The number of unpaid carers in Britain is likely to rise by three million over the next 25 years, according to the Disability Rights Commission (DRC).
There are currently around six million people in the UK who care for elderly, sick and disabled relatives or friends, including many who care for people with a severe mental illness.
But that figure is expected to rise to nine million by the year 2032, said Commission Chairman Sir Bert Massie.
Launching the DRC’s new Disability Agenda, Sir Bert blamed the UK Government for failing to invest in public services and said the need to act on supporting carers was now urgent.
“Failure to act could mean new patterns of equality and disadvantage that Britain can ill afford,” said Sir Bert.
“Most of the new carers will be women and many will have to sacrifice their jobs to care for relatives.
“The positive developments of the last decade have undoubtedly helped create a more open road for disabled people to do the things they want in life.
“The unhappy irony is that, at the same time, the public services, resources and support many need to take up these new opportunities have not materialised.
“Many disabled people have been invited to look to the stars, only to find the ground opening beneath them.”
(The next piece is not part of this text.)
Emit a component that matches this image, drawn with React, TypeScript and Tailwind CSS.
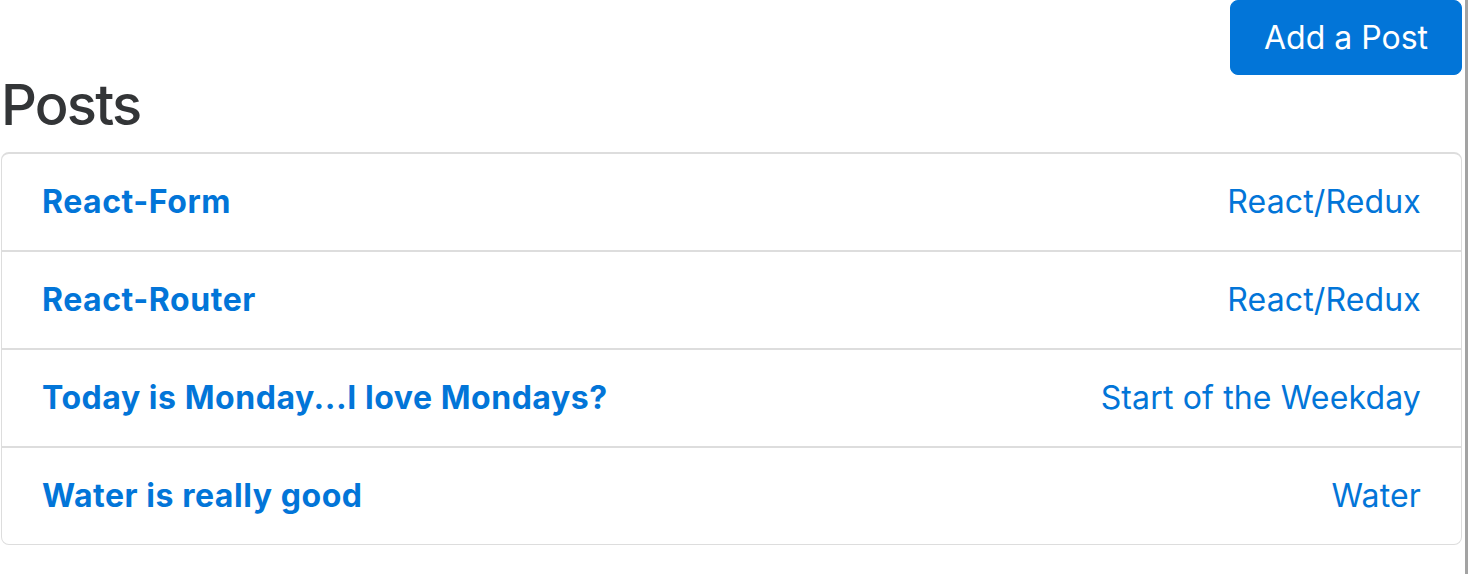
import React from "react";

interface Post {
    title: string;
    category: string;
}

const posts: Post[] = [
    { title: "React-Form", category: "React/Redux" },
    { title: "React-Router", category: "React/Redux" },
    { title: "Today is Monday...I love Mondays?", category: "Start of the Weekday" },
    { title: "Water is really good", category: "Water" },
];

export default function App() {
    return (
        <div className="flex h-[574px] w-[1470px] overflow-hidden bg-white font-['Inter',sans-serif]">
            <div className="w-[1465px] pl-px pr-[3px]">
                <div className="flex justify-end">
                    <button className="h-[75px] rounded-[8px] border border-[#0275d8] bg-[#0275d8] px-[33px] text-[32px] leading-[40px] text-white">
                        Add a Post
                    </button>
                </div>
                <h3 className="mb-[16px] text-[56px] font-medium leading-[61px] tracking-[-1.8px] text-[#333537]">
                    Posts
                </h3>
                <ul className="rounded-[8px] border border-t-2 border-[#dddddd]">
                    {posts.map((post, i) => (
                        <li
                            key={post.title}
                            className={`flex items-center justify-between px-[40px] py-[24px] text-[32px] leading-[48px] text-[#0275d8] ${
                                i > 0 ? "border-t-2 border-[#dddddd]" : ""
                            }`}
                        >
                            <span className="font-bold tracking-[0.55px]">{post.title}</span>
                            <span className="tracking-[0.15px]">{post.category}</span>
                        </li>
                    ))}
                </ul>
            </div>
            <div className="h-full w-[3px] bg-[#a3a3a3]" />
        </div>
    );
}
The DRC’s Disability Agenda, published this month, outlines a 10-point plan for reform of services and promotion of equality and citizenship rights for people with disabilities and those who care for them.
“Where disabled people face disadvantage, this is not the inevitable consequence of the functioning of their body or mind – it is the failure to tackle barriers of environment, policy and attitude,” the Agenda’s authors said.
Over the next 20 years the number of very elderly people in the UK is expected to increase at three times the rate for the rest of the population.
The Local Government Association has already warned that care would have to be withdrawn from 400,000 people unless more funding is made available.
The launch of the DRC’s Disability Agenda, with its focus on the role of carers, coincides with the Welsh Assembly Government’s own review of the issue.
The Carers’ Strategy for Wales, which was first published in 2000, is currently under consultation by AMs and others at the Assembly.
“While acknowledging the significant progress that has been made in recent years, the Welsh Assembly Government recognises the need to review its 2000 strategy to ensure that it remains up to date, coherent and focuses appropriately on issues that affect carers,” a spokesman said.
The draft re-focused strategy sets out five priority areas:
• Health and Social Care
• Young Carers
• Carers and Employment
As part of the consultation, the Assembly particularly invites views and opinions on the following issues:
1. Are the areas covered by the draft re-focused Wales Carers’ Strategy comprehensive and pertinent? Are any critical issues not covered?.
2. Should any part of the draft document be changed? And if so how?
3. Are the Key Actions proposed appropriate and relevant? Are there other Key Actions that could be included?